I've not seen "Time of the Wolf," but I'm eager to. Again, "Funny Games" might legitimately be a sub-par film, but Scott seems overly harsh and for reasons that aren't exactly uncritical, but ideological.

Anonymous said...

I'd agree that there's an odd whiff of jingoism in Scott's review, which also struck me as somewhat tentative and ambivalent in its convictions.

I've not seen 'Funny Games,' but I've seen 'Time of the Wolf,' 'The Piano Teacher,' and 'Cache.' For my own part - the most charitable interpretation I can give Scott (after rereading this review as well as his review of 'No Country for Old Men') is that there's a desire on the one hand to acknowledge Haneke's condemnation of the vulgarism of the cheap pleasures we derive from aesthetic depictions of violence; but on the other hand, he can't quite fully grant the critique, since a critique of violence that allows no footing for even momentary pleasure, for humor, is no critique at all - it instead leaves us completely at sea, divorcing us from the possibility of connecting up with our better wits and sympathies.
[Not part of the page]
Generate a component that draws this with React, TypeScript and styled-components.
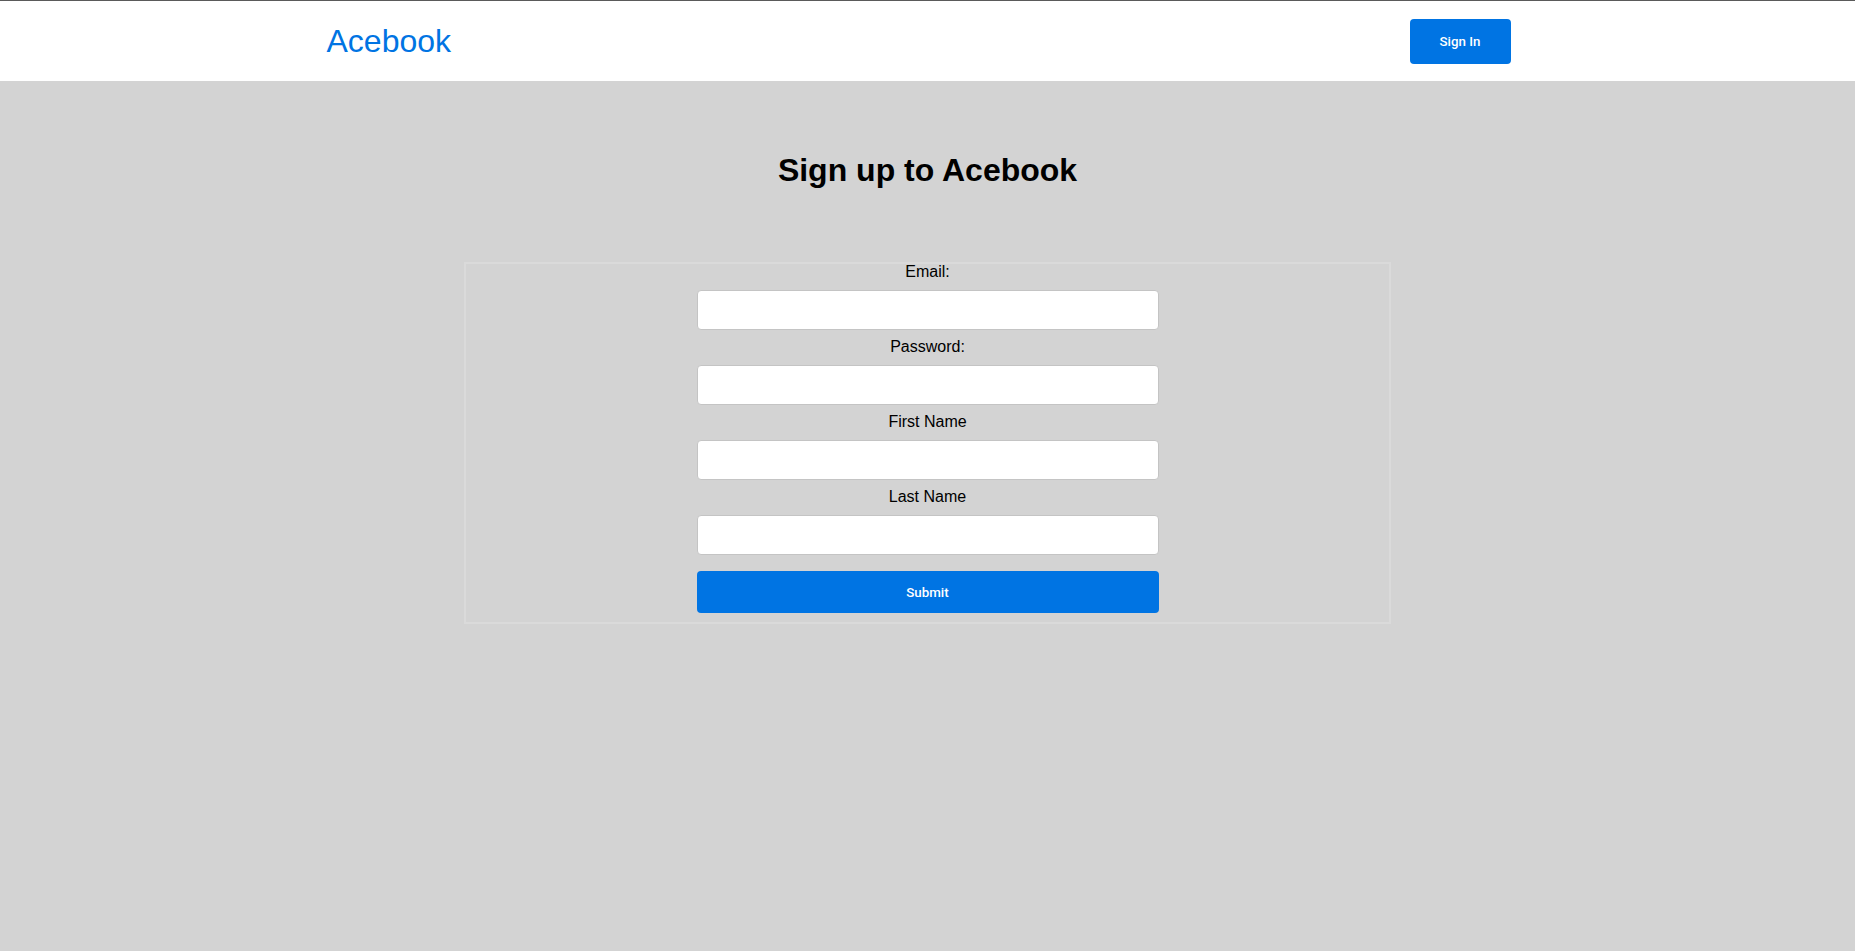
import React from "react";
import styled, { createGlobalStyle } from "styled-components";

const GlobalStyle = createGlobalStyle`
  html, body {
    margin: 0;
    padding: 0;
    background: #d3d3d3;
    font-family: "Liberation Sans", Arial, sans-serif;
  }
  * { box-sizing: border-box; }
`;

const Header = styled.header`
  background: #ffffff;
  border-top: 1px solid #5a5a5a;
  height: 81px;
`;

const HeaderInner = styled.div`
  width: 1202px;
  height: 100%;
  margin: 0 auto;
  display: flex;
  align-items: center;
  justify-content: space-between;
`;

const Logo = styled.a`
  font-family: "Liberation Sans", Arial, sans-serif;
  font-size: 32px;
  color: #0074e3;
  text-decoration: none;
`;

const SignInButton = styled.button`
  width: 101px;
  height: 45px;
  margin-right: 18px;
  border: none;
  border-radius: 4px;
  background: #0074e3;
  color: #ffffff;
  font-family: Roboto, "Liberation Sans", Arial, sans-serif;
  font-weight: 500;
  font-size: 13.33px;
  cursor: pointer;
`;

const Main = styled.main`
  background: #d3d3d3;
  min-height: calc(100vh - 81px);
  padding-top: 71px;
`;

const Title = styled.h1`
  margin: 0 0 73px;
  text-align: center;
  font-family: "Liberation Sans", Arial, sans-serif;
  font-size: 32px;
  font-weight: bold;
  color: #000000;
`;

const FormBox = styled.form`
  width: 50%;
  margin: 0 auto;
  border: 2px solid #dadada;
  padding: 0 0 9px;
  display: flex;
  flex-direction: column;
  align-items: center;
`;

const Label = styled.label`
  font-size: 16px;
  line-height: 15px;
  color: #000000;
  margin-bottom: 11px;
`;

const Input = styled.input`
  width: 462px;
  height: 40px;
  margin: 0 0 9px;
  background: #ffffff;
  border: 1px solid #c4c4c4;
  border-radius: 4px;
  padding: 0 10px;
  font-size: 16px;
  outline: none;
`;

const SubmitButton = styled.button`
  width: 462px;
  height: 42px;
  margin-top: 7px;
  border: none;
  border-radius: 4px;
  background: #0074e3;
  color: #ffffff;
  font-family: Roboto, "Liberation Sans", Arial, sans-serif;
  font-weight: 500;
  font-size: 13.33px;
  cursor: pointer;
`;

const fields = [
  { id: "email", label: "Email:", type: "email" },
  { id: "password", label: "Password:", type: "password" },
  { id: "firstName", label: "First Name", type: "text" },
  { id: "lastName", label: "Last Name", type: "text" },
];

export default function App() {
  return (
    <>
      <GlobalStyle />
      <Header>
        <HeaderInner>
          <Logo href="#">Acebook</Logo>
          <SignInButton type="button">Sign In</SignInButton>
        </HeaderInner>
      </Header>
      <Main>
        <Title>Sign up to Acebook</Title>
        <FormBox onSubmit={(e) => e.preventDefault()}>
          {fields.map((f) => (
            <React.Fragment key={f.id}>
              <Label htmlFor={f.id}>{f.label}</Label>
              <Input id={f.id} type={f.type} />
            </React.Fragment>
          ))}
          <SubmitButton type="submit">Submit</SubmitButton>
        </FormBox>
      </Main>
    </>
  );
}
There is a hard distinction to make, as you suggest, and I'm not sure that's my take is accurate to Scott's intentions and even if it is that it's a plausible standpoint. But Haneke's movies, I feel, provide as hard a surface as can be found in films today, and even calling them 'fraudulent' is a lazy criticism it's a fair question whether or not this kind of aesthetic is entirely in the service of its critical aims.

Anonymous said...

I'll tell you why some people, like me, enjoyed The Piano Teacher but hated Funny Games: the latter makes the viewer complicit in utterly meaningless sadistic violence. I suppose someone had to do it but would have thought it would remain at the grad student level. Sorry.

The fact is that audiences/readers identify with heroes and victims, and to do this to them is arrogant and callous and cheap.